I found myself standing there – three women from America whose sons serve the army of Israel. The emotions we felt were the same – the pride, the joy, the worry…and I felt so lucky to be the one living here. In the next few days, they return to their “home” and leave their sons here, far away. Later that evening, I would returned home to my family, my soldier son already in the house.
After the ceremony, I took my leave as I watched families gather around their sons. An hour later, having driven home and seen my youngest go off to sleep, I surfed the Internet to a favorite site of mine. It’s a simple site with much information but more, it has three webcams showing live picture of the Western Wall…24 hours a day. There, an hour after I had left, I saw the plaza was still full of families enjoying these special moments with their sons, our soldiers.

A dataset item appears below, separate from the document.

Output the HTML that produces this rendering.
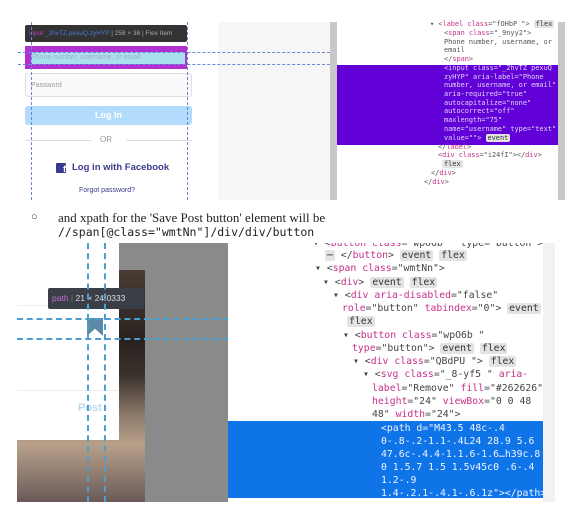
<html><head><style>
body{margin:0;width:576px;height:506px;background:#fff;position:relative;overflow:hidden;font-family:"Liberation Sans",sans-serif}
.a{position:absolute}
.m{font-family:"DejaVu Sans Mono","Liberation Mono",monospace;white-space:pre}
.t div{position:absolute;font-size:6.9px;line-height:8.7px;color:#555;white-space:pre}
.b div{position:absolute;font-size:9.8px;line-height:13.2px;color:#444;white-space:pre}
.tg{color:#c8308c}
.pill{background:#e3e3e3;border-radius:2px;padding:0 2px;color:#333}
.dh{border-top:1px dashed #6a86d8;height:0}
.dv{border-left:1px dashed #6a86d8;width:0}
.bh{border-top:2px dashed #4a9fd0;height:0}
.bv{border-left:2px dashed #4a9fd0;width:0}
.t div.w{color:#e0d4fa}.b div.wb{color:#eef4ff}
</style></head><body>
<!-- top screenshot -->
<div class="a" style="left:218px;top:22px;width:112px;height:178px;background:#f6f6f6"></div>
<div class="a" style="left:330px;top:22px;width:7px;height:178px;background:#c8c8c8"></div>
<div class="a" style="left:558px;top:22px;width:7px;height:178px;background:#c8c8c8"></div>
<div class="a" style="left:25px;top:25px;width:162px;height:17px;background:#333;border-radius:2px;font-size:6.5px;line-height:17px;color:#aaa;padding-left:4px;box-sizing:border-box"><span style="color:#c040c0">input</span><span style="color:#4a7ad8">._2hvTZ.pexuQ.zyHYP</span> | 258 × 36 | Flex Item</div>
<div class="a" style="left:25px;top:46px;width:162px;height:23px;background:#b030d0"></div>
<div class="a" style="left:31px;top:52px;width:154px;height:12px;background:#a8e0ee;font-size:7px;line-height:12px;color:#aac">Phone number, username, or email</div>
<div class="a" style="left:25px;top:73px;width:167px;height:24px;border:1px solid #e0e0e0;background:#fafafa;border-radius:3px;font-size:7px;line-height:24px;color:#999;padding-left:5px;box-sizing:border-box">Password</div>
<div class="a" style="left:25px;top:106px;width:167px;height:19px;background:#b3dbfc;border-radius:3px;font-size:9px;font-weight:bold;color:#fff;text-align:center;line-height:19px">Log In</div>
<div class="a" style="left:25px;top:140px;width:67px;height:1px;background:#ddd"></div>
<div class="a" style="left:126px;top:140px;width:66px;height:1px;background:#ddd"></div>
<div class="a" style="left:100px;top:135px;font-size:8px;color:#999">OR</div>
<div class="a" style="left:56px;top:163px;width:10px;height:10px;background:#3b3a8f;border-radius:1px;color:#fff;font-size:9px;font-weight:bold;line-height:12px;text-align:right;overflow:hidden">f</div>
<div class="a" style="left:72px;top:162px;font-size:9.5px;font-weight:bold;color:#3b3a8f">Log in with Facebook</div>
<div class="a" style="left:79px;top:187px;font-size:7px;color:#3b3a8f">Forgot password?</div>
<div class="a dh" style="left:18px;top:52px;width:312px"></div>
<div class="a dh" style="left:18px;top:64px;width:312px"></div>
<div class="a dv" style="left:31px;top:22px;height:178px"></div>
<div class="a dv" style="left:187px;top:22px;height:178px"></div>
<div class="a" style="left:337px;top:65px;width:221px;height:80px;background:#6200d8"></div>
<div class="a m t" style="left:0;top:0">
<div style="left:430px;top:20px">▾ &lt;<span class="tg">label</span> <span class="tg">class</span>="fOHbP "&gt; <span class="pill">flex</span></div>
<div style="left:444px;top:29px">&lt;<span class="tg">span</span> <span class="tg">class</span>="_9nyy2"&gt;</div>
<div style="left:444px;top:38px">Phone number, username, or</div>
<div style="left:444px;top:46px">email</div>
<div style="left:444px;top:55px">&lt;/<span class="tg">span</span>&gt;</div>
<div class="w" style="left:444px;top:64px">&lt;input class="_2hvTZ pexuQ</div>
<div class="w" style="left:444px;top:73px">zyHYP" aria-label="Phone</div>
<div class="w" style="left:444px;top:81px">number, username, or email"</div>
<div class="w" style="left:444px;top:90px">aria-required="true"</div>
<div class="w" style="left:444px;top:99px">autocapitalize="none"</div>
<div class="w" style="left:444px;top:107px">autocorrect="off"</div>
<div class="w" style="left:444px;top:116px">maxlength="75"</div>
<div class="w" style="left:444px;top:125px">name="username" type="text"</div>
<div class="w" style="left:444px;top:134px">value=""&gt; <span class="pill">event</span></div>
<div style="left:438px;top:143px">&lt;/<span class="tg">label</span>&gt;</div>
<div style="left:438px;top:151px">&lt;<span class="tg">div</span> <span class="tg">class</span>="i24fI"&gt;&lt;/<span class="tg">div</span>&gt;</div>
<div style="left:442px;top:160px"><span class="pill">flex</span></div>
<div style="left:431px;top:169px">&lt;/<span class="tg">div</span>&gt;</div>
<div style="left:424px;top:178px">&lt;/<span class="tg">div</span>&gt;</div>
</div>
<!-- middle text -->
<div class="a" style="left:31px;top:211px;font-size:11px;color:#333">○</div>
<div class="a" style="left:58px;top:210px;font-family:'Liberation Serif',serif;font-size:13px;color:#222">and xpath for the 'Save Post button' element will be</div>
<div class="a m" style="left:58px;top:225px;font-size:11.5px;color:#222">//span[@class="wmtNn"]/div/div/button</div>
<!-- bottom screenshot -->
<div class="a" style="left:119px;top:243px;width:109px;height:259px;background:#8a8a8a"></div>
<div class="a" style="left:17px;top:270px;width:128px;height:232px;background:linear-gradient(#4a3c34,#2a2220 30%,#3a302c 45%,#8a7868 62%,#b8a08a 75%,#6a5a58)"></div>
<div class="a" style="left:17px;top:243px;width:102px;height:197px;background:#fff"></div>
<div class="a" style="left:17px;top:305px;width:102px;height:1px;background:#eee"></div>
<div class="a" style="left:17px;top:390px;width:102px;height:1px;background:#eee"></div>
<div class="a" style="left:78px;top:402px;font-size:11px;color:#b8dcf4;font-weight:bold">Post</div>
<div class="a" style="left:48px;top:288px;width:96px;height:21px;background:#3a3f47;border-radius:2px;font-size:8.5px;line-height:21px;color:#ddd;padding-left:4px;box-sizing:border-box"><span style="color:#c070d0">path</span> <span style="color:#777">|</span> 21 × 24.0333</div>
<div class="a" style="left:87px;top:318px;width:16px;height:18px;background:#5a8aa8;clip-path:polygon(0 0,100% 0,100% 100%,50% 60%,0 100%)"></div>
<div class="a bh" style="left:17px;top:318px;width:211px"></div>
<div class="a bh" style="left:17px;top:338px;width:211px"></div>
<div class="a bv" style="left:87px;top:243px;height:259px"></div>
<div class="a bv" style="left:104px;top:243px;height:259px"></div>
<div class="a" style="left:228px;top:421px;width:315px;height:77px;background:#0f74e8"></div>
<div class="a" style="left:543px;top:243px;width:12px;height:259px;background:#f2f2f2"></div>
<div class="a" style="left:300px;top:243px;width:243px;height:259px;overflow:hidden">
<div class="a m b" style="left:-300px;top:-243px">
<div style="left:313px;top:237px">▾ &lt;<span class="tg">button</span> <span class="tg">class</span>="wpO6b " type="button"&gt;</div>
<div style="left:325px;top:249px"><span class="pill">⋯</span> &lt;/<span class="tg">button</span>&gt; <span class="pill">event</span> <span class="pill">flex</span></div>
<div style="left:315px;top:262px">▾ &lt;<span class="tg">span</span> <span class="tg">class</span>="wmtNn"&gt;</div>
<div style="left:323px;top:276px">▾ &lt;<span class="tg">div</span>&gt; <span class="pill">event</span> <span class="pill">flex</span></div>
<div style="left:333px;top:289px">▾ &lt;<span class="tg">div</span> <span class="tg">aria-disabled</span>="false"</div>
<div style="left:342px;top:302px"><span class="tg">role</span>="button" <span class="tg">tabindex</span>="0"&gt; <span class="pill">event</span></div>
<div style="left:347px;top:315px"><span class="pill">flex</span></div>
<div style="left:343px;top:329px">▾ &lt;<span class="tg">button</span> <span class="tg">class</span>="wpO6b "</div>
<div style="left:352px;top:342px"><span class="tg">type</span>="button"&gt; <span class="pill">event</span> <span class="pill">flex</span></div>
<div style="left:353px;top:355px">▾ &lt;<span class="tg">div</span> <span class="tg">class</span>="QBdPU "&gt; <span class="pill">flex</span></div>
<div style="left:363px;top:368px">▾ &lt;<span class="tg">svg</span> <span class="tg">class</span>="_8-yf5 " <span class="tg">aria-</span></div>
<div style="left:372px;top:382px"><span class="tg">label</span>="Remove" <span class="tg">fill</span>="#262626"</div>
<div style="left:372px;top:395px"><span class="tg">height</span>="24" <span class="tg">viewBox</span>="0 0 48</div>
<div style="left:372px;top:408px">48" <span class="tg">width</span>="24"&gt;</div>
<div class="wb" style="left:381px;top:422px">&lt;path d="M43.5 48c-.4</div>
<div class="wb" style="left:381px;top:435px">0-.8-.2-1.1-.4L24 28.9 5.6</div>
<div class="wb" style="left:381px;top:448px">47.6c-.4.4-1.1.6-1.6…h39c.8</div>
<div class="wb" style="left:381px;top:461px">0 1.5.7 1.5 1.5v45c0 .6-.4</div>
<div class="wb" style="left:381px;top:474px">1.2-.9</div>
<div class="wb" style="left:381px;top:487px">1.4-.2.1-.4.1-.6.1z"&gt;&lt;/path&gt;</div>
</div></div>
</body></html>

When the lone soldier’s mother wrote to me and told me that she was coming but that her husband would have to remain in the States and was sad he would miss the event, I told her about this site (http://www.thekotel.org/). Her husband went there and watched in disbelief. Yes, he could now watch his son’s Swearing-In ceremony live.
In the end, however, it wasn’t necessary. The State of Israel – in recognition of his son’s promise; in thanks for the motivation and dedication his son has already shown to his new home, paid to fly him to Jerusalem, to be there with his wife as they watched their son, live and in person, receive the symbols of Israel, the Bible and the gun.
I left them, happy to know I had made new friends; touched to have watched such a beautiful ceremony, and feeling a bit compensated for missing Elie’s Swearing-In ceremony.
Shabbat shalom to this wonderful family, to their son who has made such a promise to my homeland…and his. Shabbat shalom to Elie, who happily joins us this week, and to all of Israel…here in this land and around the world.
May it come in peace and may we all be blessed with the beauty of this special gift God has given to us all.